ECLI:NL:CRVB:2022:1168
Centrale Raad van Beroep
- Hoger beroep
- Rechtspraak.nl
Beëindiging van ZW-uitkering en zorgvuldigheid van medisch onderzoek
In deze zaak heeft de Centrale Raad van Beroep op 25 mei 2022 uitspraak gedaan in hoger beroep over de beëindiging van de ZW-uitkering van appellant. Appellant, die zich op 28 augustus 2018 ziek meldde met knie-, rug- en psychische klachten, had zijn dienstverband op 1 september 2018 beëindigd. Het Uitvoeringsinstituut werknemersverzekeringen (Uwv) had appellant vanaf 3 september 2018 ziekengeld verstrekt, maar concludeerde op 25 maart 2019 dat hij per 6 maart 2019 geen recht meer had op deze uitkering. Appellant ging hiertegen in beroep, maar de rechtbank Den Haag verklaarde het beroep ongegrond.
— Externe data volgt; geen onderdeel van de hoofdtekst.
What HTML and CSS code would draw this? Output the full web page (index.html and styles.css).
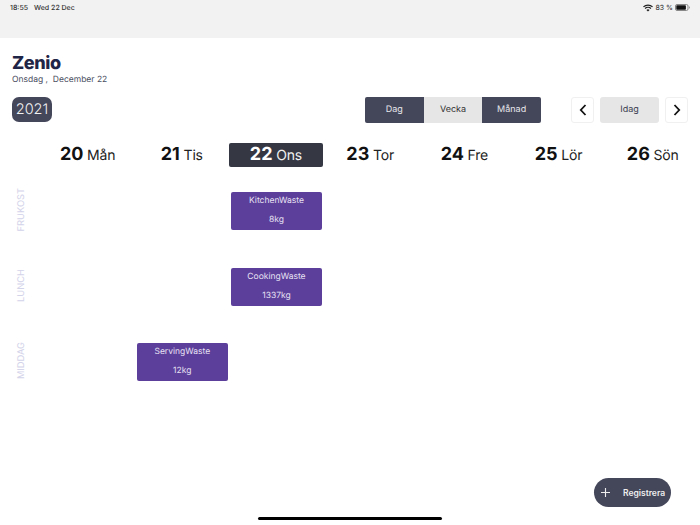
FILE: index.html
```html
<!DOCTYPE html>
<html lang="sv">
<head>
<meta charset="utf-8">
<title>Zenio</title>
<link rel="stylesheet" href="styles.css">
</head>
<body>
<div class="status">
  <div class="status-left"><span>18:55</span><span>Wed 22 Dec</span></div>
  <div class="status-right">
    <svg class="wifi" width="10" height="8" viewBox="0 0 10 8"><path d="M5 7.6 3.4 5.9a2.3 2.3 0 0 1 3.2 0zM2.5 5 1.6 4a4.9 4.9 0 0 1 6.8 0l-.9 1a3.6 3.6 0 0 0-5 0zM.9 3.3 0 2.4a7.2 7.2 0 0 1 10 0l-.9.9a6 6 0 0 0-8.2 0z" fill="#222"/></svg>
    <span>83 %</span>
    <svg class="battery" width="15" height="7" viewBox="0 0 15 7"><rect x=".5" y=".5" width="12.5" height="6" rx="1.5" fill="none" stroke="#888"/><rect x="1.3" y="1.3" width="9.6" height="4.4" rx=".7" fill="#111"/><path d="M14 2.3c.6.2.8.7.8 1.2s-.2 1-.8 1.2z" fill="#888"/></svg>
  </div>
</div>
<header class="title-block">
  <h1>Zenio</h1>
  <p>Onsdag ,&nbsp; December 22</p>
</header>
<div class="toolbar">
  <div class="year">2021</div>
  <div class="controls">
    <div class="segments">
      <div class="seg dark">Dag</div>
      <div class="seg light">Vecka</div>
      <div class="seg dark">Månad</div>
    </div>
    <div class="nav">
      <div class="arrow"><svg width="8" height="12" viewBox="0 0 8 12"><path d="M6.5 1 1.8 6l4.7 5" fill="none" stroke="#111" stroke-width="1.8"/></svg></div>
      <div class="today">Idag</div>
      <div class="arrow"><svg width="8" height="12" viewBox="0 0 8 12"><path d="M1.5 1 6.2 6l-4.7 5" fill="none" stroke="#111" stroke-width="1.8"/></svg></div>
    </div>
  </div>
</div>
<div class="week-head">
  <div class="day"><b>20</b> Mån</div>
  <div class="day"><b>21</b> Tis</div>
  <div class="day current"><b>22</b> Ons</div>
  <div class="day"><b>23</b> Tor</div>
  <div class="day"><b>24</b> Fre</div>
  <div class="day"><b>25</b> Lör</div>
  <div class="day"><b>26</b> Sön</div>
</div>
<main class="calendar">
  <div class="meal"><span>FRUKOST</span></div>
  <div class="card col-3"><span>KitchenWaste</span><span>8kg</span></div>

  <div class="meal"><span>LUNCH</span></div>
  <div class="card col-3"><span>CookingWaste</span><span>1337kg</span></div>

  <div class="meal"><span>MIDDAG</span></div>
  <div class="card col-2"><span>ServingWaste</span><span>12kg</span></div>
</main>
<button class="fab"><svg width="9" height="9" viewBox="0 0 9 9"><path d="M4.5 0v9M0 4.5h9" stroke="#eee" stroke-width="1.1"/></svg><span>Registrera</span></button>
<div class="home-bar"></div>
</body>
</html>
```
FILE: styles.css
```css
* { box-sizing: border-box; }
html, body { margin: 0; height: 100%; }
body {
  width: 700px;
  height: 525px;
  position: relative;
  overflow: hidden;
  background: #fff;
  font-family: Inter, "Liberation Sans", sans-serif;
  color: #111;
  text-rendering: geometricPrecision;
}
.status {
  height: 38px;
  background: #f2f2f2;
  display: flex;
  justify-content: space-between;
  padding: 3px 10px 0;
  font-size: 7px;
  line-height: 9px;
  color: #333;
}
.status-left { display: flex; gap: 6px; font-weight: 500; }
.status-right { display: flex; gap: 2px; height: 9px; align-items: center; }
.wifi { margin-right: 1px; }
.title-block { padding: 17px 12px 0; }
.title-block h1 {
  margin: 0;
  font-size: 18px;
  line-height: 18px;
  font-weight: 800;
  letter-spacing: -0.4px;
  color: #1f2546;
}
.title-block p {
  margin: 2px 0 0;
  font-size: 8.5px;
  line-height: 11px;
  color: #4b4f62;
}
.toolbar {
  display: flex;
  justify-content: space-between;
  align-items: center;
  padding: 10px 12px 0;
}
.year {
  width: 40px;
  height: 25px;
  border-radius: 7px;
  background: #44465a;
  color: #f2f2f2;
  font-size: 14.5px;
  font-weight: 300;
  line-height: 25px;
  text-align: center;
}
.controls { display: flex; gap: 30px; margin-top: 1px; }
.segments { display: flex; border-radius: 2px; overflow: hidden; }
.seg {
  width: 58.7px;
  height: 26px;
  font-size: 9px;
  line-height: 26px;
  text-align: center;
}
.seg.dark { background: #44465a; color: #e8e8ec; }
.seg.light { background: #e6e6e6; color: #333; }
.nav { display: flex; gap: 6px; }
.arrow {
  width: 23px;
  height: 26px;
  border: 1px solid #f0f0f0;
  border-radius: 3px;
  display: flex;
  align-items: center;
  justify-content: center;
  background: #fff;
}
.today {
  width: 59px;
  height: 26px;
  border-radius: 3px;
  background: #e6e6e6;
  color: #3a3d50;
  font-size: 9px;
  line-height: 26px;
  text-align: center;
}
.week-head {
  display: grid;
  grid-template-columns: repeat(7, 94.2px);
  padding-left: 40.5px;
  margin-top: 20px;
  height: 23px;
}
.day {
  margin: 0 0.5px;
  font-size: 14px;
  letter-spacing: -0.2px;
  line-height: 23px;
  text-align: center;
  color: #222;
  white-space: nowrap;
}
.day b { font-size: 18px; font-weight: 700; color: #111; letter-spacing: 0; }
.day.current {
  background: #353742;
  color: #f0f0f0;
  border-radius: 2px;
}
.day.current b { color: #fff; }
.calendar {
  display: grid;
  grid-template-columns: 40.5px repeat(7, 94.2px);
  grid-auto-rows: 38px;
  row-gap: 37.5px;
  margin-top: 26px;
}
.meal {
  grid-column: 1;
  display: flex;
  align-items: center;
  justify-content: center;
  padding: 0 0 3px 2px;
}
.meal span {
  writing-mode: vertical-rl;
  transform: rotate(180deg);
  font-size: 9.3px;
  color: #d3d3ea;
}
.card {
  margin: 0 1px 0 2px;
  background: #5c3f9a;
  border-radius: 2px;
  color: #e7e1f4;
  font-size: 8.5px;
  display: flex;
  flex-direction: column;
  align-items: center;
  justify-content: space-between;
  padding: 4px 0;
  line-height: 11px;
}
.col-2 { grid-column: 3; }
.col-3 { grid-column: 4; }
.fab {
  position: absolute;
  left: 594px;
  top: 478px;
  width: 77px;
  height: 29px;
  padding: 0 0 0 7px;
  border: 0;
  border-radius: 15px;
  background: #44465a;
  color: #eee;
  font-family: inherit;
  font-size: 8.5px;
  font-weight: 600;
  display: flex;
  align-items: center;
  gap: 13px;
}
.home-bar {
  position: absolute;
  left: 258px;
  top: 517px;
  width: 184px;
  height: 3px;
  border-radius: 2px;
  background: #000;
}
```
In hoger beroep voerde appellant aan dat het medisch onderzoek niet zorgvuldig was en dat er geen volledige herbeoordeling had plaatsgevonden. Hij betwistte de conclusies van de verzekeringsarts en stelde dat zijn psychische klachten, waaronder PTSS en angststoornissen, onvoldoende waren erkend. De Raad oordeelde echter dat het medisch onderzoek voldoende zorgvuldig was uitgevoerd en dat er geen reden was om te twijfelen aan de juistheid van het medisch oordeel. De rechtbank had terecht geoordeeld dat de subjectieve beleving van appellant niet doorslaggevend was voor de objectieve beoordeling van zijn beperkingen.
De Raad bevestigde de uitspraak van de rechtbank en oordeelde dat er geen aanleiding was om een deskundige aan te wijzen, aangezien de medische beoordeling van het Uwv kon worden onderschreven. De uitspraak benadrukt het belang van zorgvuldigheid in medisch onderzoek en de rol van subjectieve klachten in de beoordeling van arbeidsongeschiktheid.